We adopted tools already familiar to participants in order to flatten the learning curve. People could then focus their valuable time in sharing results and discussing earthquake science, not mastering a new platform. By integrating Zoom, YouTube and the latest web technologies, SCEC’s software engineer Edric Pauk (and sole web developer for SCEC2020), transformed the SCEC website into an innovative meeting platform that was deceptively simple to use. With a click of a button on the meeting website, people could browse posters, move quickly from one active poster discussion to another, or join the plenary session to see an invited talk.

More than 230 posters were exhibited live from September 14-17, 2020. The online poster gallery featured the breadth of our community’s research and activities in support of SCEC's priorities. The presenters created hundreds of videos to accompany their posters—explaining new results, methods, and research tools to meeting participants. During SCEC2020, visitors to the posters left feedback and comments and joined live discussions in dedicated Zoom rooms.
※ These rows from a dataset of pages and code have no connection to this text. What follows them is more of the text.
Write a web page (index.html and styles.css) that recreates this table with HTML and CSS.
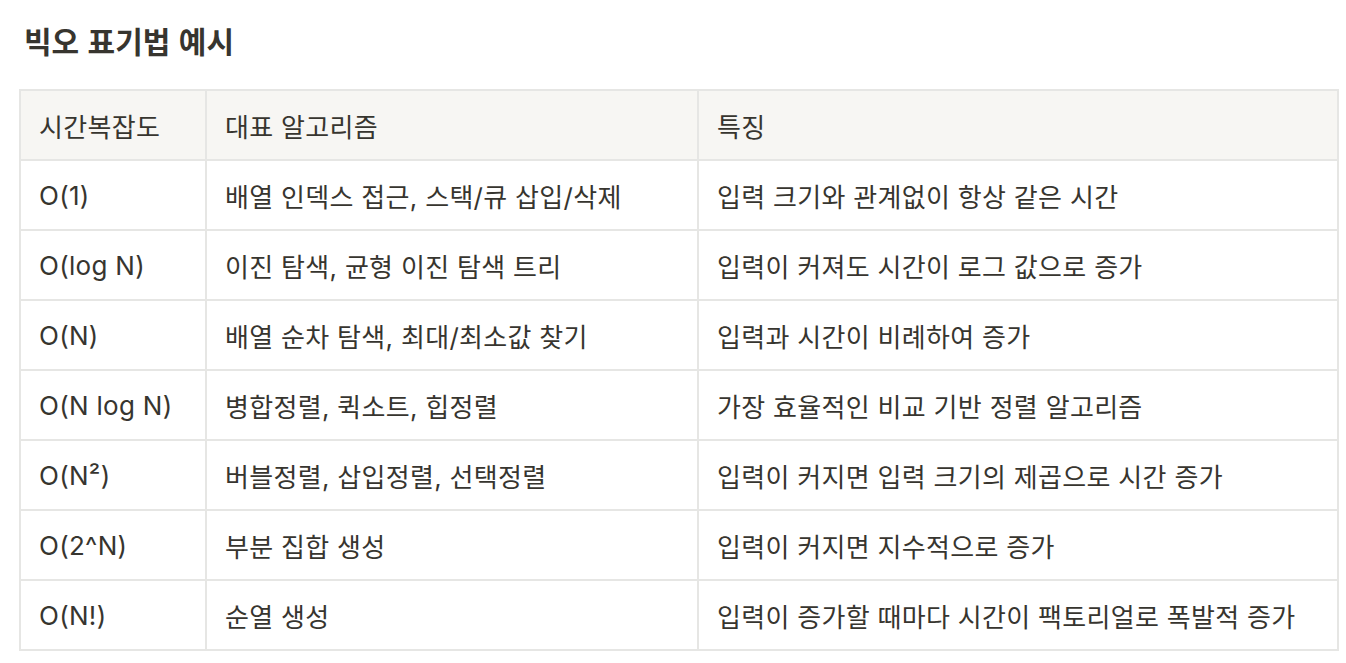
FILE: index.html
```html
<!DOCTYPE html>
<html lang="ko">
<head>
<meta charset="utf-8">
<title>빅오 표기법 예시</title>
<link rel="stylesheet" href="styles.css">
</head>
<body>
<h3 class="title">빅오 표기법 예시</h3>
<table class="grid">
  <colgroup>
    <col class="c1">
    <col class="c2">
    <col class="c3">
  </colgroup>
  <thead>
    <tr class="head"><th>시간복잡도</th><th>대표 알고리즘</th><th>특징</th></tr>
  </thead>
  <tbody>
    <tr><td>O(1)</td><td>배열 인덱스 접근, 스택/큐 삽입/삭제</td><td>입력 크기와 관계없이 항상 같은 시간</td></tr>
    <tr><td>O(log N)</td><td>이진 탐색, 균형 이진 탐색 트리</td><td>입력이 커져도 시간이 로그 값으로 증가</td></tr>
    <tr><td>O(N)</td><td>배열 순차 탐색, 최대/최소값 찾기</td><td>입력과 시간이 비례하여 증가</td></tr>
    <tr><td>O(N log N)</td><td>병합정렬, 퀵소트, 힙정렬</td><td>가장 효율적인 비교 기반 정렬 알고리즘</td></tr>
    <tr><td>O(N²)</td><td>버블정렬, 삽입정렬, 선택정렬</td><td>입력이 커지면 입력 크기의 제곱으로 시간 증가</td></tr>
    <tr><td>O(2^N)</td><td>부분 집합 생성</td><td>입력이 커지면 지수적으로 증가</td></tr>
    <tr><td>O(N!)</td><td>순열 생성</td><td>입력이 증가할 때마다 시간이 팩토리얼로 폭발적 증가</td></tr>
  </tbody>
</table>
</body>
</html>
```

FILE: styles.css
```css
html, body {
  margin: 0;
  background: #ffffff;
}
body {
  padding: 0 0 0 19px;
  font-family: Inter, "Noto Sans CJK KR", sans-serif;
  color: #37352f;
}
.title {
  margin: 0;
  padding: 20px 0 0 5px;
  height: 89px;
  box-sizing: border-box;
  font-family: "Noto Sans CJK KR", sans-serif;
  font-size: 30px;
  line-height: 40px;
  font-weight: 700;
  color: #37352f;
}
.grid {
  border-collapse: collapse;
  table-layout: fixed;
  width: 1318px;
}
.c1 { width: 186px; }
.c2 { width: 492px; }
.c3 { width: 640px; }
.grid th,
.grid td {
  border: 2px solid #e6e6e4;
  height: 70px;
  box-sizing: border-box;
  padding: 0 18px;
  font-size: 26px;
  letter-spacing: 0.3px;
  font-weight: 400;
  text-align: left;
  vertical-align: middle;
  white-space: nowrap;
}
.head th {
  background: #f7f6f3;
}
```
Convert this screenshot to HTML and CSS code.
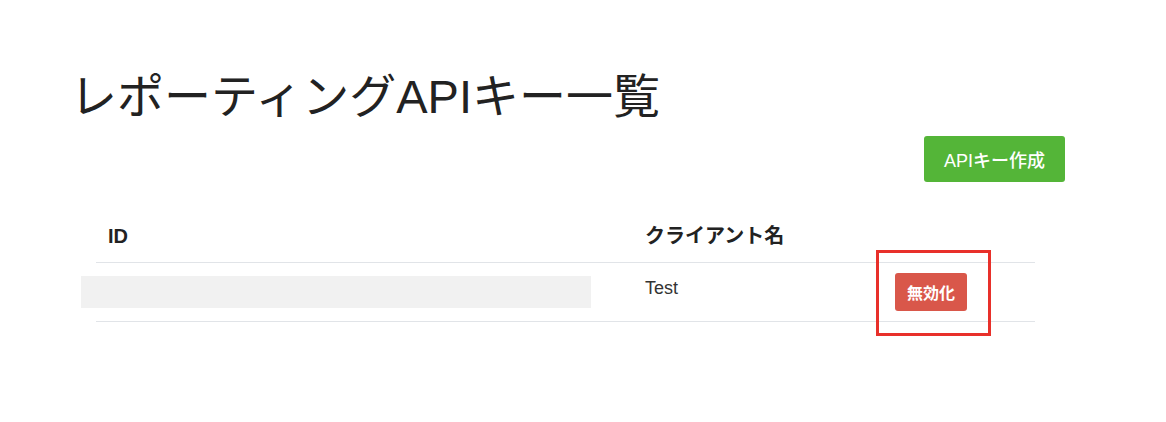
FILE: index.html
```html
<!DOCTYPE html>
<html lang="ja">
<head>
  <meta charset="UTF-8">
  <meta name="viewport" content="width=device-width, initial-scale=1.0">
  <title>レポーティングAPIキー一覧</title>
  <link rel="stylesheet" href="styles.css">
</head>
<body>
  <div id="page-wrapper">
    <h1>レポーティングAPIキー一覧</h1>
    <div class="actions">
      <button class="btn btn-create">APIキー作成</button>
    </div>

    <div class="table-wrap">
      <table class="key-table">
        <colgroup>
          <col class="col-id">
          <col class="col-name">
          <col class="col-action">
        </colgroup>
        <thead>
          <tr>
            <th>ID</th>
            <th>クライアント名</th>
            <th></th>
          </tr>
        </thead>
        <tbody>
          <tr>
            <td class="cell-id"><span class="redacted"></span></td>
            <td>Test</td>
            <td class="cell-action"><button class="btn btn-disable">無効化</button></td>
          </tr>
        </tbody>
      </table>
      <!-- 注釈の枠 -->
      <div class="highlight"></div>
    </div>
  </div>
</body>
</html>
```

FILE: styles.css
```css
body {
  font-family: "Liberation Sans", "Noto Sans CJK JP", sans-serif;
  margin: 0;
  padding: 0;
  background-color: #fff;
  color: #222;
}
#page-wrapper {
  padding: 68px 101px 40px 70px;
}
h1 {
  margin: 0;
  font-size: 47px;
  font-weight: normal;
  line-height: 58px;
  color: #222;
}
.actions {
  display: flex;
  justify-content: flex-end;
  margin-top: 10px;
}
.btn {
  font-family: inherit;
  border: none;
  border-radius: 3px;
  color: #fff;
  cursor: pointer;
}
.btn-create {
  background-color: #54b538;
  height: 46px;
  padding: 0 20px;
  font-size: 18px;
  font-weight: 500;
}
.btn-disable {
  background-color: #d9574a;
  height: 38px;
  padding: 0 12px;
  font-size: 16px;
  font-weight: bold;
}
.table-wrap {
  position: relative;
  margin: 28px 30px 0 26px;
}
.key-table {
  width: 100%;
  border-collapse: collapse;
  table-layout: fixed;
}
.col-id {
  width: 537px;
}
.col-name {
  width: 250px;
}
th, td {
  padding: 12px;
  text-align: left;
  vertical-align: top;
  line-height: 1.5;
}
th {
  font-size: 20px;
  line-height: 28px;
  font-weight: bold;
  color: #222;
  border-bottom: 1px solid #e1e4e8;
}
td {
  font-size: 18px;
  color: #333;
  border-bottom: 1px solid #e1e4e8;
}
.cell-id {
  position: relative;
}
.redacted {
  position: absolute;
  left: -15px;
  top: 13px;
  width: 510px;
  height: 32px;
  background-color: #f1f1f1;
}
.cell-action {
  padding: 10px 12px;
}
.highlight {
  position: absolute;
  box-sizing: border-box;
  left: 780px;
  top: 40px;
  width: 115px;
  height: 86px;
  border: 3px solid #e8302a;
}
```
The plenary sessions began with the State of SCEC address from the director, followed by remarks from our sponsors, and highlights of SCEC5 research, education and outreach activities. Seven science sessions during the four days focused our attention on understanding earthquake precursors, applications for AI in earthquake science, advances in seismic hazard analysis, the 2019 Ridgecrest earthquake sequence, hazard and risk to distributed infrastructure, new directions for earthquake science, and the future of SCEC science.

SCEC2020 plenary sessions: Conducted as Zoom "large meetings" for broad audience participation.

We conducted plenary sessions as Zoom “large meetings”, instead of webinars which limit people’s ability to interact with each other. It was important for participants to see and chat with one another during the sessions. Talks were pre-recorded which allowed presenters to respond to questions live in the chat window during the screening. People communicated and provided input using video/voice, chat, and by answering polls. As with our in-person meetings—and especially now during the pandemic—we needed as many opportunities as possible to connect with colleagues and friends, and to welcome people to the SCEC community. The SCEC2020 platform gave us the means to do that effectively and efficiently.

The feedback from meeting attendees has been overwhelmingly positive. SCEC2020 exceeded by far any experiences had by researchers and sponsors alike at similar online events. Several participants commented that the online meeting features and capabilities set the “gold standard” for other organizations to aim for. Together, and with great skill and creativity, we all improvised solutions that will persist beyond SCEC2020 and created an annual meeting that will be remembered fondly.

But as one person noted, “Despite this being by far the best virtual meeting I’ve ever been to, I do hope that next year we may meet in Palm Springs.”

 

About the Authors

Tran Huynh is the SCEC Associate Director for Science Operations, working to promote research collaborations across organizations and to align short-term science priorities and business strategies with SCEC’s long-term goals. With the help of her team, she manages the development of SCEC’s collaborative tools and web presence, and allocation of resources for researchers to participate in the SCEC collaboration.
Edric Pauk is a SCEC software engineer and lead developer of the Center’s Community Information System (CIS). This system supports SCEC’s annual science and collaboration planning processes, including proposal submissions and reviews, subawards, project reporting, publications, workshops, and annual meetings. He also collaborates with scientists and research programmers to create web utilities that enable access to SCEC science project information, datasets, and other products.

Acknowledgements

The Southern California Earthquake Center is funded by NSF Cooperative Agreement EAR-1600087 and USGS Cooperative Agreement G17AC00047. Additional support is provided by NASA Grant 80NSSC19K0739, DOE Grant DE-SC0016520, W.M. Keck Foundation Grant 005590-00001, and the Pacific Gas and Electric Company. We thank our SCEC colleagues for collaborating in the Center research program and sharing your work at the 2020 SCEC Annual Meeting.